Malcolm Tucker on Bowdlerisation

(language NSFW, as if that needs to be said)
posted by Omission at 3:42 AM on March 5, 2015


#$^#*^* just say, ^*#%@#
posted by sammyo at 3:46 AM on March 5, 2015


I always find it refreshing to read UK newspapers and see the same quotes uncensored.
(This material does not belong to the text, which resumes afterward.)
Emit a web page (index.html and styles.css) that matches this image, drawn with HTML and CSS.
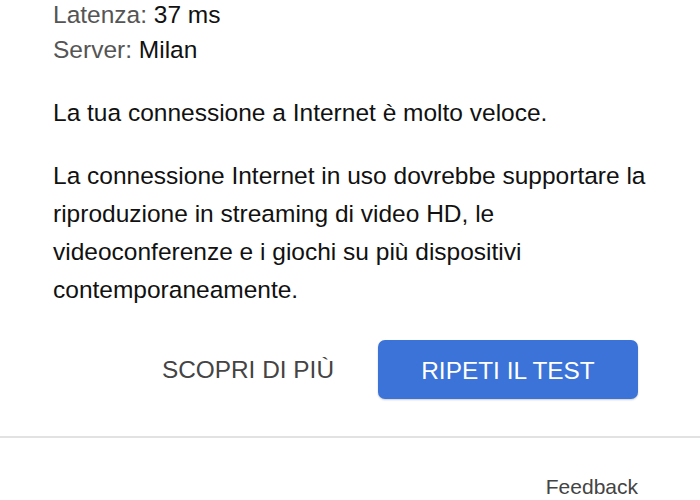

It's frustrating that US publications are so timid.
posted by octothorpe at 4:09 AM on March 5, 2015 [1 favorite]


Some of these circumlocutions are mildly amusing, but some are just fucking awful.
posted by graymouser at 4:17 AM on March 5, 2015


>It's frustrating that US publications are so timid.

Puritans gonna ... Puritate.
posted by kcds at 4:17 AM on March 5, 2015 [2 favorites]


#$^#*^* just say, ^*#%@#

These are just regular expressions.
posted by srboisvert at 4:33 AM on March 5, 2015 [8 favorites]


On the bright side, this will give amusement to readers for generations to come, much as 21st -century readers chuckle at Victorian characters in a state of high emotion uttering, "G__ d___ you, sir!"

Deadwood it is not.
posted by ricochet biscuit at 4:46 AM on March 5, 2015 [4 favorites]


One of my personal frustrations with yankee cultural imperialism, this moronic desire to avoid all curse words in what are supposedly adult media.
posted by MartinWisse at 5:16 AM on March 5, 2015 [2 favorites]


I've seen posters do it on Metafilter, of all places.
posted by indubitable at 5:23 AM on March 5, 2015


Rock Steady loves this, including an unprintable modifier for emphasis.

My teenage daughter and her friend have this thing where instead of swearing, they say the first letter of the word and add "-aboo" or "-afoo" to it. So faboo (fuck), bafoo (bitch), shaboo (shit), daboo (damn), aboo (ass), tafoo (which I guess is tits? but they use it as more of a general noun, like shit). It's pretty adorable.
posted by Rock Steady at 5:58 AM on March 5, 2015 [1 favorite]


Minced oaths are a useful habit to develop before you have a kid. Josie Penguin told me the other day that her preschool teachers told her it's okay to say, "What the heck?!" (which she says CONSTANTLY), but that maybe she shouldn't scream it in public.

she also got in trouble for teaching all her friends to call each other "Buttcheeks" #bestdadever
posted by Elementary Penguin at 6:04 AM on March 5, 2015 [1 favorite]


Fuck the heck?
posted by Rock Steady at 6:31 AM on March 5, 2015


There's always the irreproachable approach, e.g. "Oh, intercourse the penguin!", "What an auto-erotist."
posted by George_Spiggott at 7:10 AM on March 5, 2015


I was once given the job of going through the source code and the issue tracking database and removing any "bad" language before they were both turned over to the client at the end of the project. So now every time I type swear words in something I'm being payed for, I think about having to go un-type it later and decide to just delete it right now.